Man knows that God is, and what God is so far as he can logically deduce it from this premiss; but, in so far as God is such, that he cannot be thus known, except wherein he makes a direct revelation to us, he must be forever inscrutable. To illustrate. If the fact that God is, be admitted, it logically follows that he must be self-existent. Self-existence is a positive idea in the Reason, and so here is a second element of knowledge respecting the Deity. Thus we may go on through all that it is possible to deduce, and the system thus wrought will be The Science of Natural Theology, a science as pure and sure as pure equations. Its results will be what God must be. Looking into the Universe we will find what must be corresponding with what is, and our knowledge will be complete. Again, in many regards God may be utterly inscrutable to us, since he may possess characteristics which we cannot attain by logical deductions. For instance, let it be granted that the doctrine of the Trinity is true—that there are three persons in one Godhead. This would be a fact which man could never attain, could never make the faintest guess at. He might, unaided, attain to the belief that God would forgive; he might, with the profound and sad-eyed man of Greece, become convinced that some god must come from heaven to lead men to the truth; but the notion of the Trinity could never come to him, except God himself with carefulness revealed it. Respecting those matters of which we cannot know except by revelation, this only can be demanded; and this by inherent endowment man has a right to demand; viz: that what is revealed shall not contradict the law already "written in the heart." Yet, once more, there are certain characteristics of God that must forever be utterly inscrutable to every created being, and this, because such is their nature and relation to the Deity, that one cannot be endowed with a faculty capable of attaining the knowledge in question. Such for instance are the questions, How is God self-existent, how could he be eternal, how exercise his power, and the like? These are questions respecting which no possible reason can arise why we should know them, except the gratification of curiosity, which in reality is no reason at all, and therefore the inability in question is no detriment to man.
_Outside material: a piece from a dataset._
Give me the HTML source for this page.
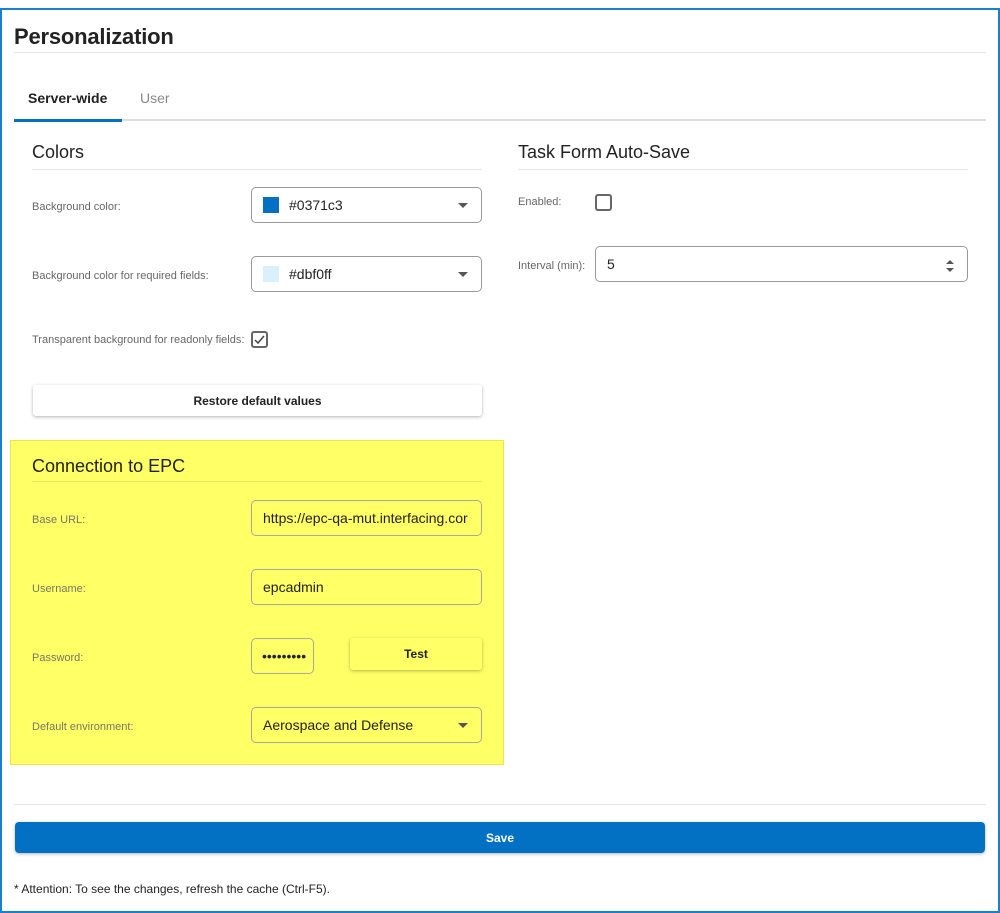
<!DOCTYPE html>
<html><head><meta charset="utf-8"><style>
*{box-sizing:border-box;margin:0;padding:0}
body{width:1000px;height:913px;background:#fff;font-family:"Liberation Sans",sans-serif;position:relative;overflow:hidden;color:#222}
.a{position:absolute}
.frame{left:0;top:8px;width:1000px;height:905px;border:2px solid #1b7fcc}
.lbl{font-size:11px;color:#666}
.inp{border:1px solid #999;border-radius:5px;background:transparent;font-size:14px;color:#222;display:flex;align-items:center;padding-left:11px}
.caret{position:absolute;right:13px;top:50%;margin-top:-2px;border-left:5px solid transparent;border-right:5px solid transparent;border-top:5px solid #555}
.h2{font-size:18px;color:#222}
.hr{height:1px;background:#e6e6e6}
.btn{background:#fff;border-radius:3px;box-shadow:0 1px 3px rgba(0,0,0,.3);font-size:12px;font-weight:bold;display:flex;align-items:center;justify-content:center;color:#222}
.cb{width:17px;height:17px;border:2px solid #666;border-radius:3px}
</style></head><body>
<div class="a frame"></div>
<div class="a" style="left:14px;top:24px;font-size:22px;font-weight:bold;color:#222;letter-spacing:-0.2px">Personalization</div>
<div class="a hr" style="left:14px;top:52px;width:972px"></div>
<div class="a" style="left:28px;top:90px;font-size:14px;font-weight:bold">Server-wide</div>
<div class="a" style="left:140px;top:90px;font-size:14px;color:#888">User</div>
<div class="a" style="left:14px;top:119px;width:972px;height:2px;background:#ddd"></div>
<div class="a" style="left:14px;top:119px;width:108px;height:3px;background:#0371c3"></div>

<div class="a h2" style="left:32px;top:142px">Colors</div>
<div class="a hr" style="left:32px;top:169px;width:450px"></div>
<div class="a lbl" style="left:32px;top:201px">Background color:</div>
<div class="a inp" style="left:251px;top:187px;width:231px;height:36px"><span style="width:16px;height:16px;background:#0371c3;margin-right:10px"></span>#0371c3<span class="caret"></span></div>
<div class="a lbl" style="left:32px;top:270px">Background color for required fields:</div>
<div class="a inp" style="left:251px;top:256px;width:231px;height:36px"><span style="width:16px;height:16px;background:#dbf0ff;margin-right:10px"></span>#dbf0ff<span class="caret"></span></div>
<div class="a lbl" style="left:32px;top:334px">Transparent background for readonly fields:</div>
<div class="a cb" style="left:251px;top:331px"><svg width="13" height="13" viewBox="0 0 13 13" style="display:block"><path d="M2 7l3 3 6-7" stroke="#444" stroke-width="1.5" fill="none"/></svg></div>
<div class="a btn" style="left:33px;top:385px;width:449px;height:31px">Restore default values</div>

<div class="a" style="left:10px;top:440px;width:494px;height:325px;background:#ffff66;border:1px solid #f2e24a"></div>
<div class="a h2" style="left:32px;top:456px">Connection to EPC</div>
<div class="a hr" style="left:32px;top:481px;width:450px;background:#e8e85a"></div>
<div class="a lbl" style="left:32px;top:514px;color:#776">Base URL:</div>
<div class="a inp" style="left:251px;top:500px;width:231px;height:36px;border-color:#aa9;white-space:nowrap;overflow:hidden">https://epc-qa-mut.interfacing.cor</div>
<div class="a lbl" style="left:32px;top:583px;color:#776">Username:</div>
<div class="a inp" style="left:251px;top:569px;width:231px;height:36px;border-color:#aa9">epcadmin</div>
<div class="a lbl" style="left:32px;top:652px;color:#776">Password:</div>
<div class="a inp" style="left:251px;top:638px;width:63px;height:36px;border-color:#aa9;font-size:14px;letter-spacing:0;padding-left:10px;overflow:hidden;white-space:nowrap">•••••••••</div>
<div class="a btn" style="left:350px;top:638px;width:132px;height:32px;background:#ffff66">Test</div>
<div class="a lbl" style="left:32px;top:721px;color:#776">Default environment:</div>
<div class="a inp" style="left:251px;top:707px;width:231px;height:36px;border-color:#aa9">Aerospace and Defense<span class="caret"></span></div>

<div class="a h2" style="left:518px;top:142px">Task Form Auto-Save</div>
<div class="a hr" style="left:518px;top:169px;width:450px"></div>
<div class="a lbl" style="left:518px;top:196px">Enabled:</div>
<div class="a cb" style="left:595px;top:194px"></div>
<div class="a lbl" style="left:518px;top:260px">Interval (min):</div>
<div class="a inp" style="left:595px;top:246px;width:373px;height:36px">5
<svg class="a" style="right:12px;top:12px" width="10" height="14"><path d="M1 5l4-4 4 4z M1 9l4 4 4-4z" fill="#555"/></svg></div>

<div class="a hr" style="left:14px;top:804px;width:972px"></div>
<div class="a" style="left:15px;top:822px;width:970px;height:31px;background:#0371c3;border-radius:4px;box-shadow:0 1px 3px rgba(0,0,0,.3);color:#fff;font-size:12px;font-weight:bold;display:flex;align-items:center;justify-content:center">Save</div>
<div class="a" style="left:14px;top:882px;font-size:12px;color:#222">* Attention: To see the changes, refresh the cache (Ctrl-F5).</div>
</body></html>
By the discussion which may now be brought to a close, two positions seem to be established. 1. That we have, as Mr. Spencer affirms, a positive consciousness that the absolute Being is, and that this and all which we can logically deduce from this are objects of knowledge to us; in other words, that the system advocated in this volume directly follows from that premiss. 2. That any doctrine of "indefinite consciousness" is erroneous, that the vagueness is not in consciousness, but in our knowledge; and further, that the hypothesis of a consciousness of the "raw material of thought" is absurd.
"THE RECONCILIATION."
It would naturally seem, that, after what is believed to be the thorough refutation of the limitist scheme, which has been given in the preceding comments on Mr. Spencer's three philosophical chapters, the one named in our heading would need scarce more than a notice. But so far is this from being the case, that some of the worst features in the results of his system stand out in clearest relief here. Before proceeding to consider these, let us note a most important admission. He speaks of his conclusion as bringing "the results of speculation into harmony with those of common sense," and then makes the, for him, extraordinary statement, "Common Sense asserts the existence of reality." In these two remarks it would appear to be implied that Common Sense is a final standard with which any position most be reconciled. The question instantly arises, What is Common Sense? The writer has never seen a definition, and would submit for the reader's consideration the following.
Common Sense is the practical Pure Reason; it is that faculty by which the spiritual person sees in the light of consciousness the a priori law as inherent in the fact presented by the Sense.
For the sake of completeness its complement may be defined thus:
Judgment is the practical Understanding; it is that faculty by which the spiritual person selects such means as he thinks so conformed to that law thus intuited, as to be best suited to accomplish the object in view.
A man has good Common Sense, who quickly sees the informing law in the fact; and good judgment, who skilfully selects and adapts his means to the circumstances of the case, and the end sought. Of course it will not be understood that it is herein implied that every person who exercises this faculty has a defined and systematic knowledge of it.
The reader will readily see the results which directly follow from Mr. Spencer's premiss. It is true that "Common Sense asserts the existence of a reality," and this assertion is true; but with equal truth does it assert the law of logic; that, if a premiss is true, all that is logically involved in it is true. It appears, then, that Mr. Spencer has unwittingly acknowledged the fundamental principle of what may be called the Coleridgian system, the psychological fact of the Pure Reason, and thus again has furnished a basis for the demolition of his own.